Welcoming open criticism of the SC verdict on Section 377 of the IPC by finance minister Arun Jaitley and Congress leader P Chidambaram, he wondered if political parties were ready to bite the bullet on the issue.

While the SC is seized of a curative petition on the issue, Justice Shah said, “Changing public notions around homosexuality may well eventually lead to a change in the law.”

The lecture was attended by many judges, senior advocates including Soli Sorabjee and Ram Jethmalani, veteran journalist Kuldeep Nayyar, author Vikram Seth and a large number of activists. Sorabjee described Justice Shah’s lecture as “brilliant and scholarly”.

Section 377 of the Indian Penal Code criminalises “carnal intercourse against the order of nature”. The archaic law criminalises even consensual sexual acts between adults in private and prescribes imprisonment for life or imprisonment which may extend to 10 years and fine.

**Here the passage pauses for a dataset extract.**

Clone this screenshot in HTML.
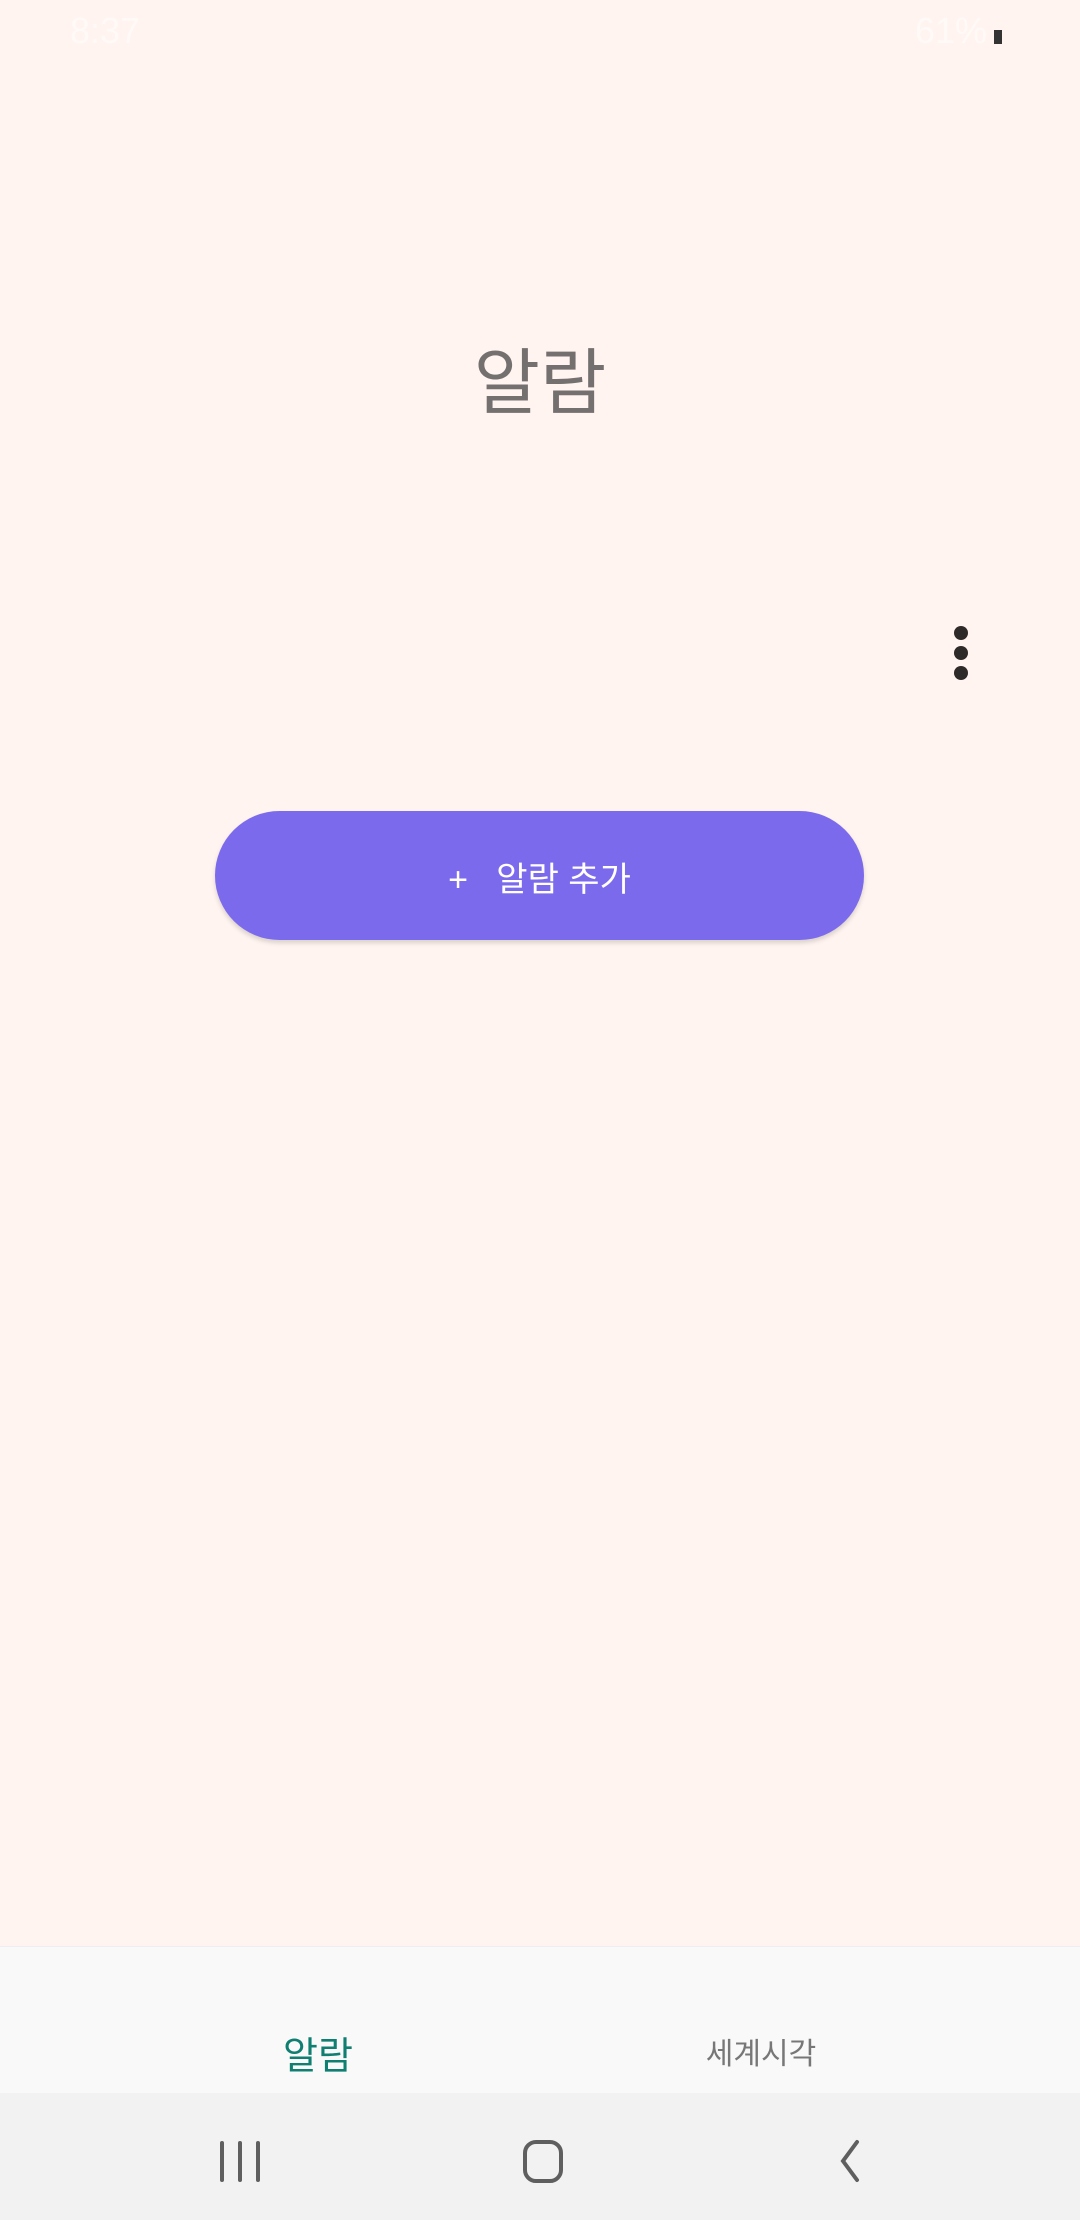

Justice Shah - a known votary of rights of sexual minorities welcomed the Supreme Court’s 2014 decision in NALSA v. Union of India on the rights of transgenders. “The Court affirmed that transgenders had the right to self-identification of their gender as male, female or third gender, as part of their fundamental rights. Most significantly, the Court declared that no one could be discriminated on grounds of “sexual orientation”,” he noted.

He said the deference shown to the colonial-era law, even when it ran contrary to our Constitutional values, and our fundamental rights, seemed incongruous.